Photograph by Braylen Dion

When I first wrote about chef Maricela Vega in back in June 2018, Atlanta was just learning of the burgeoning talent as she sold tamales through her business, Chicomecóatl. After landing the lead chef gig at 8Arm, Vega found herself in the national spotlight with multiple features in publications such as Bon Appétit. But after two years at the helm of the funky Ponce de Leon mainstay owned by Nhan Le, Vega has announced her last day will be April 17. She will host a series of Mexican menus for her final month as chef, and after that, she’s got major plans for Chicomecóatl, ones that have been in the works for a long time.

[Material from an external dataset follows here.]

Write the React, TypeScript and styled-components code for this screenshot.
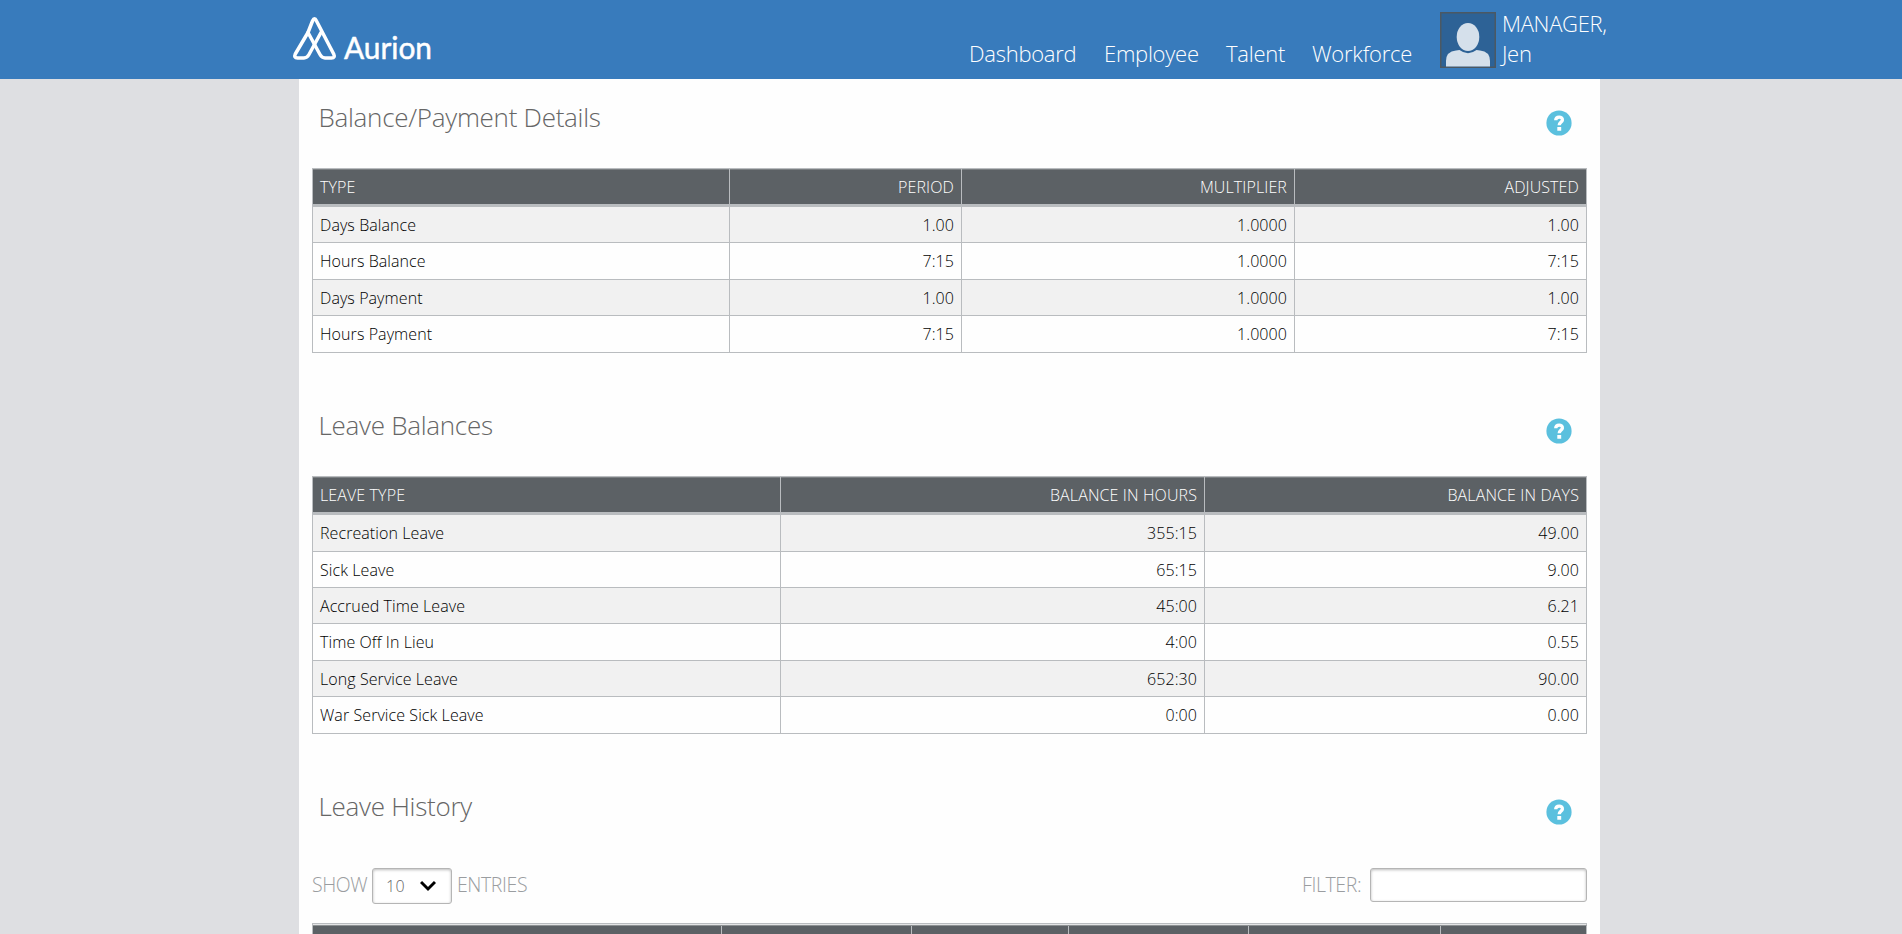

“All of us wish that last year was different. It was like we were just getting ready to do our thing and now the vibe is completely different,” Vega says about her departure from 8Arm. “I’ve lost my entire crew, basically. I needed to start focusing on really getting my work through Chico launched. The goal is to, hopefully [by] 2022, enter the co-op world and sell my products, which are going to be tamales, tortillas, tostadas, and hot sauces.”

I spoke with her about her decision to leave the restaurant, where her cuisine was described by our critic Christiane Lauterbach as “wildly different and deliciously subversive,” and her plans to make her long-term goals finally come to fruition.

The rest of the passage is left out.